That's not really true, in broad strokes. To my knowledge, Linux distributions are the only place where GNU forms of core part of the operating system, whereas it is frequently installed as an optional component on top of, say, Solaris, AIX, or a BSD. Termux, amusingly enough, marks a return to this on top of Android on top of Linux.
That's missing my point. What I mean is that where GNU tools are installed, they are a constituent part of the operating system as opposed to running on top/despite the OS. I never said it runs on all operating systems or on all *NIX operating systems.

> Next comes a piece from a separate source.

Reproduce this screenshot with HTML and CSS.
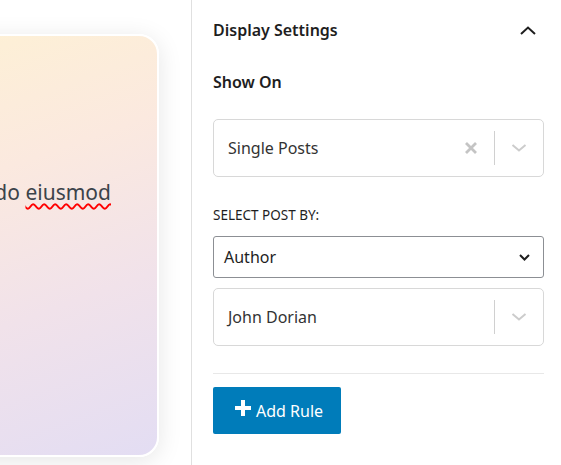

I'm saying that GNU runs on nearly all unix-likes - for ages, the first thing many admins would do after installing HPUX or Solaris was to immediately install GNU's tools because they're so much better than the ones built into the OS. In that case, GNU tools are installed, but they are not "a constituent part of the operating system" because they are running on top of the OS. Linux distros are unusual in that Linux is just a kernel, so GNU tools were frequently promoted to become part of the core OS there, but out of all the platforms that GNU supports that's almost the only one where they're part of the OS proper. Android then represents a kind of funny regression because Android ships without GNU tooling (instead relying on toybox for coreutils and bionic for libc), but you can once again add GNU tools on top of the OS in the form of Termux, which carries on the long tradition of being far more usable than the OS vendor default tools.
EDIT: Changed "the only one" to "almost the only one" because I remembered that HURD exists and probably also uses GNU tools as part of the OS.